Colombian Ambassador to Portugal
- In office 30 September 2008 – 5 June 2009
- President: Álvaro Uribe
- Preceded by: Plinio Apuleyo Mendoza
- Succeeded by: Arturo Sarabia

Minister of Economic Development
- In office 1987–1988
- President: Virgilio Barco
- Preceded by: Miguel Merino Gordillo
- Succeeded by: Carlos Arturo Marulanda

48th Governor of Atlántico
- In office 1984–1987
- Appointed by: Belisario Betancur
- Preceded by: Abel Francisco Carbonell
- Succeeded by: Gerardo Certain

Personal details
- Born: Fuad Ricardo Char Abdala 5 October 1937 (age 88) Lorica, Córdoba, Colombia
- Party: Radical Change (2006-present)
- Other political affiliations: Liberal (1984-2006)
- Spouses: Adela Chaljub ​ ​(m. 1963; died 1994)​; María Mercedes de la Espriella ​ ​(m. 2004)​;
- Children: Arturo; Alejandro; Antonio;

= Fuad Char =

Colombian politician (born 1937)

Fuad Ricardo Char Abdala (born 5 October 1937) is a Colombian businessman and politician who served as Governor of Atlántico from 1984 to 1987, as Minister of Economic Development from 1987 to 1988 under President Virgilio Barco, and later as Colombian Ambassador to Portugal from 2008 to 2009 under President Álvaro Uribe. Char also served as a Senator of Colombia three times, being one of the highest-ranking.

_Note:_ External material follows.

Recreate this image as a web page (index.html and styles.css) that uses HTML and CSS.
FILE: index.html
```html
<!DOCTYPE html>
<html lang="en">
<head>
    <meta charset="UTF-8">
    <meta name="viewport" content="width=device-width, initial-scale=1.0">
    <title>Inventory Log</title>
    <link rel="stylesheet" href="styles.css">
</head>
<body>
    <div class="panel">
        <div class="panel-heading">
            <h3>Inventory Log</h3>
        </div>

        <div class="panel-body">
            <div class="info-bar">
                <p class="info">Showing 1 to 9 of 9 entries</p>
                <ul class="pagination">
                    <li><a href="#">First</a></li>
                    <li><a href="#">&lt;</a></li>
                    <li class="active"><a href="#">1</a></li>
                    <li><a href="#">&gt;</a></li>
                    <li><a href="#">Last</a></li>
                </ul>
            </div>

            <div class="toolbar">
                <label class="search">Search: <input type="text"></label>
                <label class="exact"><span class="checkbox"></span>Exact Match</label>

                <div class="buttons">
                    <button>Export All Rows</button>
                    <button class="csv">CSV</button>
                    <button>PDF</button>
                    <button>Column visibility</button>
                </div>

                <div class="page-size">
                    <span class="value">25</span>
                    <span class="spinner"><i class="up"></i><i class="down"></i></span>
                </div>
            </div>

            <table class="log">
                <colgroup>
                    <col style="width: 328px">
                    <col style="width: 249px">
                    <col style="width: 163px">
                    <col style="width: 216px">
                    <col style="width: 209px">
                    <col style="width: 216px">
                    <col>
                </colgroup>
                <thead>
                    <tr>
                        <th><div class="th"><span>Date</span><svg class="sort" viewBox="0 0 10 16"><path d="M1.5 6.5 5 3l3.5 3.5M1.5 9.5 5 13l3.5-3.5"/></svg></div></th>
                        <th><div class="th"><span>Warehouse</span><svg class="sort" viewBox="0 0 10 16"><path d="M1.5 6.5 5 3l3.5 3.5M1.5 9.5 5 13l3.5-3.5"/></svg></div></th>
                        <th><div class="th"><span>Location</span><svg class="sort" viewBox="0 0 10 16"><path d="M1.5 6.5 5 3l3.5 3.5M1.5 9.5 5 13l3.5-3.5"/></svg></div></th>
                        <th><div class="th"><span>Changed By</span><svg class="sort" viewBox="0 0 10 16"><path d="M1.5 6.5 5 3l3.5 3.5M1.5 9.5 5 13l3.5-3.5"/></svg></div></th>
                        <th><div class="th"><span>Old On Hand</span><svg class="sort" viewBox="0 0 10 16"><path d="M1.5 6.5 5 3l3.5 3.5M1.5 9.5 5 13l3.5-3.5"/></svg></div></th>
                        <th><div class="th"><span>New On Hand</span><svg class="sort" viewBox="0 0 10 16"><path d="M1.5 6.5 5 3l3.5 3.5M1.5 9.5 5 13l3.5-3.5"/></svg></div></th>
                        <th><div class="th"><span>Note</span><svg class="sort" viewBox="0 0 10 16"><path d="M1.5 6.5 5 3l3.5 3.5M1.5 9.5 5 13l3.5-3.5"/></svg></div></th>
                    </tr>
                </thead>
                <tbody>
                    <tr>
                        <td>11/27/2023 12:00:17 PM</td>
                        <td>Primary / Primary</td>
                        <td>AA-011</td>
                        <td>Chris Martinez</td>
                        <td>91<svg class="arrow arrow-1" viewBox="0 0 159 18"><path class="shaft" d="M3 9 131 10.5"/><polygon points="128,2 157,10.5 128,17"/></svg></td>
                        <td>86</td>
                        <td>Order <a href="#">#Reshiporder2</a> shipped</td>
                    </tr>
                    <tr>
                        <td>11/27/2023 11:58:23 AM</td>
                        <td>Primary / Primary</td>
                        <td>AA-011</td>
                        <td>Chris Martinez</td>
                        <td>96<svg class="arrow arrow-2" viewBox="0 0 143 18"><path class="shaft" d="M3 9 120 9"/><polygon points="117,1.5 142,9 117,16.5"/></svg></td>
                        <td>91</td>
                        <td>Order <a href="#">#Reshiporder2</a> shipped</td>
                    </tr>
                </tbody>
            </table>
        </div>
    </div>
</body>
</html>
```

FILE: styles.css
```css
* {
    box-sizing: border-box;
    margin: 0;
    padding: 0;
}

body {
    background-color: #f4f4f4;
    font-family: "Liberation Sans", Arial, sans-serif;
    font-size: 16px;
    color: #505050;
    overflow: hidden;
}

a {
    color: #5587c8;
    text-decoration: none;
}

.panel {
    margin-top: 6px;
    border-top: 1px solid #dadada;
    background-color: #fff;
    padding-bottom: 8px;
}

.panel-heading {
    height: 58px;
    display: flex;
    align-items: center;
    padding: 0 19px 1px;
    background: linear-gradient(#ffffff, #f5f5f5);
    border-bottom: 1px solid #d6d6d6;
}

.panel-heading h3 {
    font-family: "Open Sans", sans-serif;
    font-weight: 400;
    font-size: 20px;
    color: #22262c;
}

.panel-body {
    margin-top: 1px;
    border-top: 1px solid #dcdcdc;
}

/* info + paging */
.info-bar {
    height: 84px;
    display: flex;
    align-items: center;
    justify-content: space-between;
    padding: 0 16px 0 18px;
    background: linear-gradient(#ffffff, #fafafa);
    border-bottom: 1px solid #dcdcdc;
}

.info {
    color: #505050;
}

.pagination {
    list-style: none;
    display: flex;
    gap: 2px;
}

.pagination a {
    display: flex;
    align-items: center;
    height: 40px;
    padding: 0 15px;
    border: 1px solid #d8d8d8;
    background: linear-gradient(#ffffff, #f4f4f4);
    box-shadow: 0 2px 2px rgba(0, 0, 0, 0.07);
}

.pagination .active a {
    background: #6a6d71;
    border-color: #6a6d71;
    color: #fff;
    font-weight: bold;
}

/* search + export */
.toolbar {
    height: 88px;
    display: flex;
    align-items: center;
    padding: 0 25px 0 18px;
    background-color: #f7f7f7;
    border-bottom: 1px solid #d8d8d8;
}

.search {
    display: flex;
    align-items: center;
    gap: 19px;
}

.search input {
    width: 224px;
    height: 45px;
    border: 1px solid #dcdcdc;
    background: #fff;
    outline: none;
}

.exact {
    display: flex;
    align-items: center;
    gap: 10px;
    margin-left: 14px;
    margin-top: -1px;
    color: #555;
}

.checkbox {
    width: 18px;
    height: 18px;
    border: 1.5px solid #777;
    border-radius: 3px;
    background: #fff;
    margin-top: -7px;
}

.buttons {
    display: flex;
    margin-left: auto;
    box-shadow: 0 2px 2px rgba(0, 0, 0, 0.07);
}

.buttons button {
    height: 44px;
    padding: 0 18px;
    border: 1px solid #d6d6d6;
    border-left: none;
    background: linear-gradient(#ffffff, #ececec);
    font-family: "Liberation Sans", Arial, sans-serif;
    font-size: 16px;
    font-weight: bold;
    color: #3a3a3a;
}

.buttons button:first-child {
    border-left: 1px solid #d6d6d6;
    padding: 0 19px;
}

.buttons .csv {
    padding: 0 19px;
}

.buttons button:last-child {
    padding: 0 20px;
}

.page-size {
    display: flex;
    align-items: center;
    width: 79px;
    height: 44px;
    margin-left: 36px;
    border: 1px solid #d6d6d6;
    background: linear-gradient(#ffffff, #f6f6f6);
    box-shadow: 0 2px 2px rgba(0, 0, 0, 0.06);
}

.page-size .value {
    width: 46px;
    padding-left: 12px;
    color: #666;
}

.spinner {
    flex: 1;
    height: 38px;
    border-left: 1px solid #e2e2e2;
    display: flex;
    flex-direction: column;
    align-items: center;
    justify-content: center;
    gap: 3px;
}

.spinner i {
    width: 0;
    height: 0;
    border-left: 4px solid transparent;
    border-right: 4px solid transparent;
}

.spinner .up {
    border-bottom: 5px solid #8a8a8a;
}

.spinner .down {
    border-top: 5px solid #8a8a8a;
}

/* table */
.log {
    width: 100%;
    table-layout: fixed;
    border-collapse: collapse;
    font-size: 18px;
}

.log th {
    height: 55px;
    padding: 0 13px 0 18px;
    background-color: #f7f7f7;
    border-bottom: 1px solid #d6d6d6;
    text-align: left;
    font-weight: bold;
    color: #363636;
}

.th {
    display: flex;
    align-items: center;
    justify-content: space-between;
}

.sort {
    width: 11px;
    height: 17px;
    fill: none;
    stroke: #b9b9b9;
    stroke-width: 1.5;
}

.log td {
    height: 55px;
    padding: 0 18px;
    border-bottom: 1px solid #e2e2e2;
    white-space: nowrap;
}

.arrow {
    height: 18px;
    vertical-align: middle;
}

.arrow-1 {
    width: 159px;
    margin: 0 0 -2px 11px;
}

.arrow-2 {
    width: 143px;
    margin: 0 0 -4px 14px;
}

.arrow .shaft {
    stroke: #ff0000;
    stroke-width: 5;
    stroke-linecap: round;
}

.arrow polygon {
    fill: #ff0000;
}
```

Born in Lorica, Córdoba, Char is one of the most powerful businessmen in Colombia and the entire Caribbean region of the country. He is the founder and current president of the Olimpica Business Group, one of the largest retail and business conglomerates in Colombia. He is also the owner of the professional football team Atlético Junior. Of Syrian origin, he is the patriarch of one of the most influential families in Colombia; his descendants have been known for their active work in politics. His eldest son, Alejandro, has been Mayor of Barranquilla three times, and his younger son, Arturo, was President of the Senate.

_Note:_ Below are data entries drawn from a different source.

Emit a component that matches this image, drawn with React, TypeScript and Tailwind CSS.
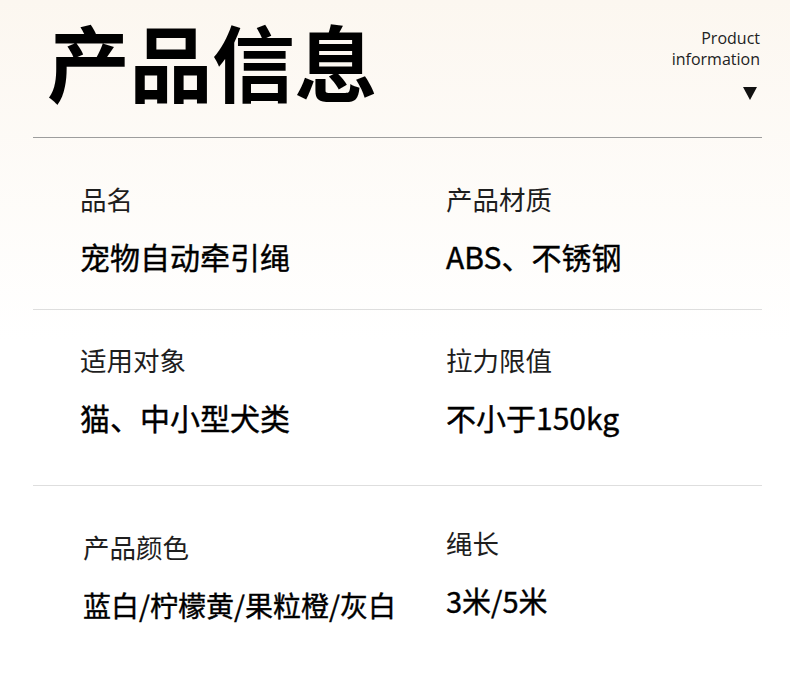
import React from 'react';

interface SpecItem {
    label: string;
    value: string;
    size?: string;
}

const rows: { left: SpecItem; right: SpecItem; className: string }[] = [
    {
        left: { label: '品名', value: '宠物自动牵引绳' },
        right: { label: '产品材质', value: 'ABS、不锈钢' },
        className: 'h-[172px] pt-[48px]',
    },
    {
        left: { label: '适用对象', value: '猫、中小型犬类' },
        right: { label: '拉力限值', value: '不小于150kg' },
        className: 'h-[176px] pt-[37px]',
    },
    {
        left: { label: '产品颜色', value: '蓝白/柠檬黄/果粒橙/灰白', size: 'text-[28px] mt-[30px]' },
        right: { label: '绳长', value: '3米/5米', size: 'text-[29px] mt-[29px]' },
        className: 'h-[195px] pt-[48px]',
    },
];

const cjk = "font-['Noto_Sans_CJK_SC','Noto_Sans',sans-serif]";

const Spec: React.FC<{ item: SpecItem; className?: string }> = ({ item, className }) => (
    <div className={className}>
        <p className="text-[26.5px] leading-none text-[#1e1e1e]">{item.label}</p>
        <p className={`${item.size ?? 'text-[30px] mt-[28px]'} leading-none text-black [-webkit-text-stroke:0.4px_black]`}>
            {item.value}
        </p>
    </div>
);

const App: React.FC = () => {
    return (
        <div className={`w-[790px] h-[681px] overflow-hidden bg-gradient-to-b from-[#fcf7f0] via-white to-white ${cjk}`}>
            <div className="ml-[33px] mr-[28px] h-[138px] flex justify-between border-b border-[#9d9d9d]">
                <h1 className="ml-[14px] mt-[19px] text-[83px] leading-none font-bold text-black tracking-[-0.5px]">产品信息</h1>
                <div className="mt-[28px] mr-[2px] flex flex-col items-end">
                    <p className="font-['Open_Sans',sans-serif] text-[16px] leading-[21px] text-[#222] text-right">
                        Product<br />information
                    </p>
                    <span className="mt-[17px] mr-[3px] w-0 h-0 border-l-[7px] border-r-[7px] border-t-[13px] border-l-transparent border-r-transparent border-t-[#111]" />
                </div>
            </div>
            {rows.map((row, i) => (
                <div
                    key={i}
                    className={`ml-[33px] mr-[28px] flex ${row.className} ${i < rows.length - 1 ? 'border-b border-[#dedede]' : ''}`}
                >
                    <Spec item={row.left} className={i === 2 ? 'ml-[50px] w-[363px]' : 'ml-[47px] w-[366px]'} />
                    <Spec item={row.right} className={i === 2 ? '-mt-[4px]' : ''} />
                </div>
            ))}
        </div>
    );
};

export default App;
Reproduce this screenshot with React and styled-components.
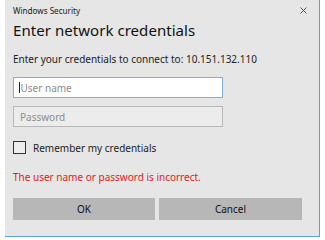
import React from "react";
import styled, { createGlobalStyle } from "styled-components";

const Global = createGlobalStyle`
  html, body { margin: 0; padding: 0; background: #ffffff; }
  body { font-family: "Noto Sans", "Open Sans", sans-serif; }
`;

const Page = styled.div`
  padding: 0 0 0 5px;
  width: 325px;
  height: 240px;
  box-sizing: border-box;
`;

const Dialog = styled.div`
  width: 315px;
  height: 237px;
  box-sizing: border-box;
  background: #e6e6e6;
  border-right: 1px solid #5aa0dc;
  border-bottom: 1px solid #5aa0dc;
  display: flex;
  flex-direction: column;
  align-items: flex-start;
  padding: 0 0 0 8px;
`;

const TitleBar = styled.div`
  align-self: stretch;
  display: flex;
  align-items: center;
  justify-content: space-between;
  height: 20px;
  padding-right: 12px;
`;

const TitleText = styled.span`
  font-size: 8.1px;
  color: #1a1a1a;
`;

const Close = styled.svg`
  width: 7px;
  height: 7px;
`;

const Heading = styled.h1`
  margin: 0;
  font-size: 15px;
  letter-spacing: 0.05px;
  font-weight: 400;
  color: #111;
  line-height: 20px;
`;

const Info = styled.p`
  margin: 12px 0 0;
  font-size: 10px;
  color: #222;
  line-height: 14px;
`;

const Input = styled.div`
  width: 210px;
  height: 21px;
  box-sizing: border-box;
  border: 1px solid ${(p) => (p.$focused ? "#7ab0e2" : "#b8b8b8")};
  background: ${(p) => (p.$focused ? "#ffffff" : "#ececec")};
  margin-top: ${(p) => p.$mt}px;
  display: flex;
  align-items: center;
  padding-left: ${(p) => (p.$focused ? 5 : 6)}px;
  font-size: 10px;
  color: #8c8c8c;
`;

const Caret = styled.span`
  width: 1px;
  height: 11px;
  background: #222;
  margin-right: 0.5px;
`;

const CheckRow = styled.div`
  display: flex;
  align-items: center;
  gap: 7px;
  height: 13px;
  margin-top: 14px;
  font-size: 10px;
  color: #222;
`;

const Box = styled.span`
  width: 13px;
  height: 13px;
  box-sizing: border-box;
  border: 1px solid #333;
  background: #eeeeee;
`;

const Error = styled.p`
  margin: 16px 0 0;
  font-size: 10px;
  color: #e21b1b;
  line-height: 14px;
`;

const Buttons = styled.div`
  display: flex;
  gap: 4px;
  margin-top: 14px;
`;

const Button = styled.button`
  width: ${(p) => p.$w}px;
  height: 22px;
  border: none;
  background: #b7b7b7;
  font-family: inherit;
  font-size: 10px;
  color: #111;
  padding: 0;
`;

export default function App() {
  return (
    <Page>
      <Global />
      <Dialog>
        <TitleBar>
          <TitleText>Windows Security</TitleText>
          <Close viewBox="0 0 7 7">
            <path d="M0.5 0.5 L6.5 6.5 M6.5 0.5 L0.5 6.5" stroke="#444" strokeWidth="0.9" />
          </Close>
        </TitleBar>
        <Heading>Enter network credentials</Heading>
        <Info>Enter your credentials to connect to: 10.151.132.110</Info>
        <Input $focused $mt={11}>
          <Caret />
          User name
        </Input>
        <Input $mt={8}>Password</Input>
        <CheckRow>
          <Box />
          Remember my credentials
        </CheckRow>
        <Error>The user name or password is incorrect.</Error>
        <Buttons>
          <Button $w={142}>OK</Button>
          <Button $w={143}>Cancel</Button>
        </Buttons>
      </Dialog>
    </Page>
  );
}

==Early life, marriage and family==
Fuad Ricardo Char Abdala was born on 5 October 1937, in Lorica, Córdoba, to Syrian migrants Roberto Char and Erlinda Abdala de Char (née Abdala Chadjur). His father, was originally from Damascus, Syria, and had migrated to Colombia in late 1926, settling in Lorica, Córdoba, which was then home to the largest colony of migrants from Syria, Lebanon, and Palestine. Fuad has four auncles: Jabib, Farid, Simón, and Ricardo Jr.

In June 1963, he married his first cousin, Adela Chaljub, daughter of Antonio Chaljub of Lebanese origin and his aunt Rosa Char de Chaljub (née Char Zaslawy), with whom he had three sons, Alejandro, Arturo, and Antonio. Adela died in July 1994 at the age of 51 due to a bone disease.